Tre piccolissime figure escono dallo shelter e ci salutano con grandi bracciate. Gli uomini che vivono in Antartide sono esploratori, scienziati, guide, eremiti, portano con sé storie importanti. Per fare passare il tempo sulla nave ci propongono bellissime lectures, sui tempi eroici dell’Antartide, sullo sfruttamento esagerato delle risorse marine, sul cambiamento climatico. Andate a leggere la storia di Shackleton, informatevi su che cosa è il Larsen Ice Shelf e imparerete a conoscere questo continente che va preservato con ogni mezzo. L’Antartide è il posto più ricco di cibo al mondo, tutto inizia dal krill e dalla sua catena alimentare e il krill lo stiamo pescando ed esaurendo in maniera scriteriata, per metterlo sugli scaffali di un supermercato come Omega-3. Come se un pezzo di carta dicesse che Andrea Girardi possiede il ghiacciaio della Brenva per questo può farci pipì sopra fino a scioglierlo tutto, più o meno. Prima o poi dovremo fermarci a riflettere, forse, un giorno. Per ora andiamo verso la distruzione con il piede sull’acceleratore.
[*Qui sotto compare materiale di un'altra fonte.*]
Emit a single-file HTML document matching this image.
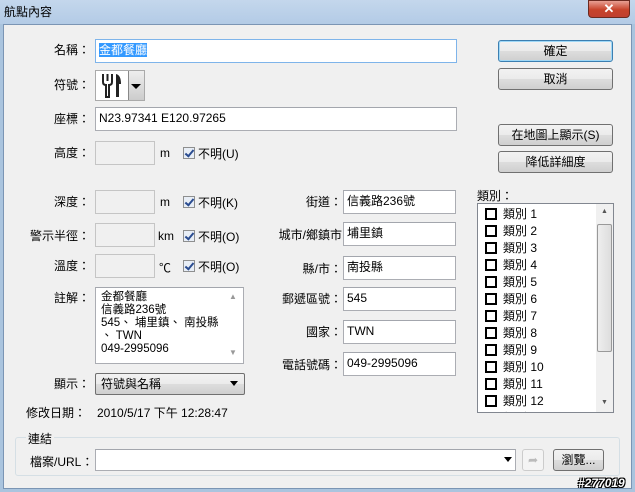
<!DOCTYPE html>
<html><head><meta charset="utf-8"><style>
*{box-sizing:border-box;margin:0;padding:0}
body{width:635px;height:492px;overflow:hidden;background:#aac4de;font-family:"Liberation Sans","Noto Sans CJK TC",sans-serif;font-size:12px;color:#000;position:relative}
.a{position:absolute;white-space:nowrap}
.title{left:0;top:0;width:635px;height:24px;background:linear-gradient(#c4d7ec,#b3cbe6)}
.body{left:3px;top:24px;width:629px;height:465px;background:#f0f0f0;border:1px solid #7b95b4}
.lbl{text-align:right;line-height:14px}
.in{background:#fff;border:1px solid #abadb3;border-top-color:#a3a6ad;padding:2px 3px;line-height:16px}
.dis{background:#f0f0f0;border:1px solid #c5c5c5}
.btn{border:1px solid #707070;border-radius:3px;background:linear-gradient(#f2f2f2 0%,#ebebeb 50%,#dddddd 51%,#cfcfcf 100%);text-align:center;line-height:20px}
.cb{width:12px;height:12px;border:1px solid #8e8f8f;background:#e8eef6}
.cb:after{content:"";position:absolute;left:3px;top:0px;width:3px;height:7px;border:solid #2a4c90;border-width:0 2px 2px 0;transform:rotate(40deg)}
.box{display:inline-block;width:12px;height:12px;border:2px solid #000;vertical-align:-2px;margin-right:6px}
</style></head><body>
<div class="a title"></div>
<div class="a" style="left:4px;top:3px;font-size:12px;color:#000">航點內容</div>
<div class="a" style="left:588px;top:0;width:42px;height:18px;border-radius:0 0 4px 4px;background:linear-gradient(#e8a093,#c7432b 55%,#c04030);border:1px solid #6b2a20;color:#fff;text-align:center;font-weight:bold;font-size:13px;line-height:16px">✕</div>
<div class="a body"></div>

<div class="a lbl" style="left:30px;width:60px;top:43px">名稱：</div>
<div class="a in" style="left:95px;top:39px;width:362px;height:24px;border-color:#7eb4ea"><span style="background:#3399ff;color:#fff">金都餐廳</span></div>
<div class="a lbl" style="left:30px;width:60px;top:78px">符號：</div>
<div class="a" style="left:95px;top:70px;width:50px;height:31px;border:1px solid #aaa;background:#fff"></div>
<svg class="a" style="left:100px;top:73px" width="24" height="25"><path d="M3 1v8q0 3 3 3v12h3V12q3 0 3-3V1M7.5 1v7" stroke="#222" stroke-width="2" fill="none"/><path d="M16 1q5 1 5 10h-2v13h-3z" fill="#222"/></svg>
<div class="a" style="left:128px;top:71px;width:16px;height:29px;background:linear-gradient(#eee,#ccc);border-left:1px solid #888"></div>
<div class="a" style="left:131px;top:84px;border:5px solid transparent;border-top:5px solid #000;border-bottom:0"></div>
<div class="a lbl" style="left:30px;width:60px;top:112px">座標：</div>
<div class="a in" style="left:95px;top:107px;width:362px;height:24px">N23.97341 E120.97265</div>

<div class="a lbl" style="left:30px;width:60px;top:146px">高度：</div>
<div class="a dis" style="left:95px;top:141px;width:60px;height:24px"></div>
<div class="a" style="left:160px;top:146px">m</div>
<div class="a cb" style="left:183px;top:147px"></div><div class="a" style="left:198px;top:145px">不明(U)</div>

<div class="a lbl" style="left:30px;width:60px;top:195px">深度：</div>
<div class="a dis" style="left:95px;top:190px;width:60px;height:24px"></div>
<div class="a" style="left:160px;top:195px">m</div>
<div class="a cb" style="left:183px;top:196px"></div><div class="a" style="left:198px;top:194px">不明(K)</div>

<div class="a lbl" style="left:10px;width:80px;top:229px">警示半徑：</div>
<div class="a dis" style="left:95px;top:223px;width:60px;height:24px"></div>
<div class="a" style="left:158px;top:229px">km</div>
<div class="a cb" style="left:183px;top:230px"></div><div class="a" style="left:198px;top:228px">不明(O)</div>

<div class="a lbl" style="left:30px;width:60px;top:259px">溫度：</div>
<div class="a dis" style="left:95px;top:254px;width:60px;height:24px"></div>
<div class="a" style="left:159px;top:259px">℃</div>
<div class="a cb" style="left:183px;top:260px"></div><div class="a" style="left:198px;top:258px">不明(O)</div>

<div class="a lbl" style="left:30px;width:60px;top:291px">註解：</div>
<div class="a in" style="left:95px;top:287px;width:149px;height:77px;line-height:13px;padding:3px 5px;font-size:11.5px">金都餐廳<br>信義路236號<br>545、 埔里鎮、 南投縣<br>、 TWN<br>049-2995096</div>
<div class="a" style="left:229px;top:292px;color:#999;font-size:8px">▲</div>
<div class="a" style="left:229px;top:348px;color:#999;font-size:8px">▼</div>

<div class="a lbl" style="left:30px;width:60px;top:377px">顯示：</div>
<div class="a btn" style="left:95px;top:373px;width:150px;height:22px;text-align:left;padding-left:5px;border-radius:2px">符號與名稱</div>
<div class="a" style="left:230px;top:381px;border:4px solid transparent;border-top:5px solid #000;border-bottom:0"></div>
<div class="a" style="left:26px;top:404px">修改日期：</div>
<div class="a" style="left:97px;top:404px">2010/5/17 下午 12:28:47</div>

<div class="a lbl" style="left:260px;width:82px;top:195px">街道：</div>
<div class="a in" style="left:343px;top:190px;width:113px;height:24px">信義路236號</div>
<div class="a lbl" style="left:260px;width:82px;top:228px">城市/鄉鎮市</div>
<div class="a in" style="left:343px;top:222px;width:113px;height:24px">埔里鎮</div>
<div class="a lbl" style="left:260px;width:82px;top:262px">縣/市：</div>
<div class="a in" style="left:343px;top:256px;width:113px;height:24px">南投縣</div>
<div class="a lbl" style="left:260px;width:82px;top:292px">郵遞區號：</div>
<div class="a in" style="left:343px;top:287px;width:113px;height:24px">545</div>
<div class="a lbl" style="left:260px;width:82px;top:325px">國家：</div>
<div class="a in" style="left:343px;top:320px;width:113px;height:24px">TWN</div>
<div class="a lbl" style="left:260px;width:82px;top:358px">電話號碼：</div>
<div class="a in" style="left:343px;top:352px;width:113px;height:24px">049-2995096</div>

<div class="a btn" style="left:498px;top:40px;width:115px;height:22px;border-color:#3c7fb1;box-shadow:inset 0 0 0 1px #9fd8f7">確定</div>
<div class="a btn" style="left:498px;top:68px;width:115px;height:22px">取消</div>
<div class="a btn" style="left:498px;top:124px;width:115px;height:22px">在地圖上顯示(S)</div>
<div class="a btn" style="left:498px;top:151px;width:115px;height:22px">降低詳細度</div>
<div class="a" style="left:477px;top:187px">類別：</div>
<div class="a" style="left:477px;top:203px;width:137px;height:210px;background:#fff;border:1px solid #828790;overflow:hidden"></div>
<div class="a" style="left:596px;top:204px;width:17px;height:208px;background:#f0f0f0"></div>
<div class="a" style="left:597px;top:224px;width:15px;height:128px;border:1px solid #999;border-radius:2px;background:linear-gradient(90deg,#eee,#ddd)"></div>
<div class="a" style="left:601px;top:208px;color:#555;font-size:7px">▲</div>
<div class="a" style="left:601px;top:399px;color:#555;font-size:7px">▼</div>
<div class="a" style="left:478px;top:204px;width:118px;height:208px;overflow:hidden">
<div style="position:absolute;left:7px;top:2px;line-height:17px">
<div><span class="box"></span>類別 1</div><div><span class="box"></span>類別 2</div><div><span class="box"></span>類別 3</div><div><span class="box"></span>類別 4</div><div><span class="box"></span>類別 5</div><div><span class="box"></span>類別 6</div><div><span class="box"></span>類別 7</div><div><span class="box"></span>類別 8</div><div><span class="box"></span>類別 9</div><div><span class="box"></span>類別 10</div><div><span class="box"></span>類別 11</div><div><span class="box"></span>類別 12</div><div><span class="box"></span>類別 13</div>
</div></div>

<div class="a" style="left:15px;top:437px;width:605px;height:39px;border:1px solid #d5dfe5;border-radius:3px"></div>
<div class="a" style="left:26px;top:430px;background:#f0f0f0;padding:0 2px">連結</div>
<div class="a" style="left:30px;top:453px">檔案/URL：</div>
<div class="a in" style="left:95px;top:449px;width:421px;height:22px"></div>
<div class="a" style="left:504px;top:457px;border:4px solid transparent;border-top:5px solid #000;border-bottom:0"></div>
<div class="a" style="left:522px;top:449px;width:22px;height:22px;border:1px solid #ccc;border-radius:3px;background:#f4f4f4;color:#bbb;text-align:center;line-height:20px">➦</div>
<div class="a btn" style="left:553px;top:449px;width:51px;height:22px">瀏覽...</div>
<div class="a" style="left:578px;top:476px;font-weight:bold;font-style:italic;color:#fff;font-size:12px;text-shadow:0 0 1px #000,1px 1px 0 #000,-1px -1px 0 #000,1px -1px 0 #000,-1px 1px 0 #000">#277019</div>
</body></html>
I giorni sono proseguiti in posti magnifici, uno più bello dell’altro. Il dolore alla caviglia ha invaso parte delle sensazioni, ma lo sapevo fin dall’inizio che allenandomi dieci ore alla settimana non potevo correrne quaranta. La cima l’ho raggiunta, 250 km bellissimi, da sei edizioni i 250 km non venivano completati per il maltempo.

Si corre tra i pinguini. (Ph Myke Hermsmeyer)

Arrivo stanchissimo e il momento più bello è mio, mi sdraio sulla spiaggia circondato dai pinguini, mi metto addosso tutti i vestiti che ho e chiudo gli occhi con la testa rivolta verso un sole appena tiepido, migliaia di miglia lontano da casa. Non festeggio con gli altri al traguardo, questa volta la festa è dentro di me, ringrazio di avere una famiglia così unita che mi permette di fare anche queste gite.

That’s not about language, it’s mental.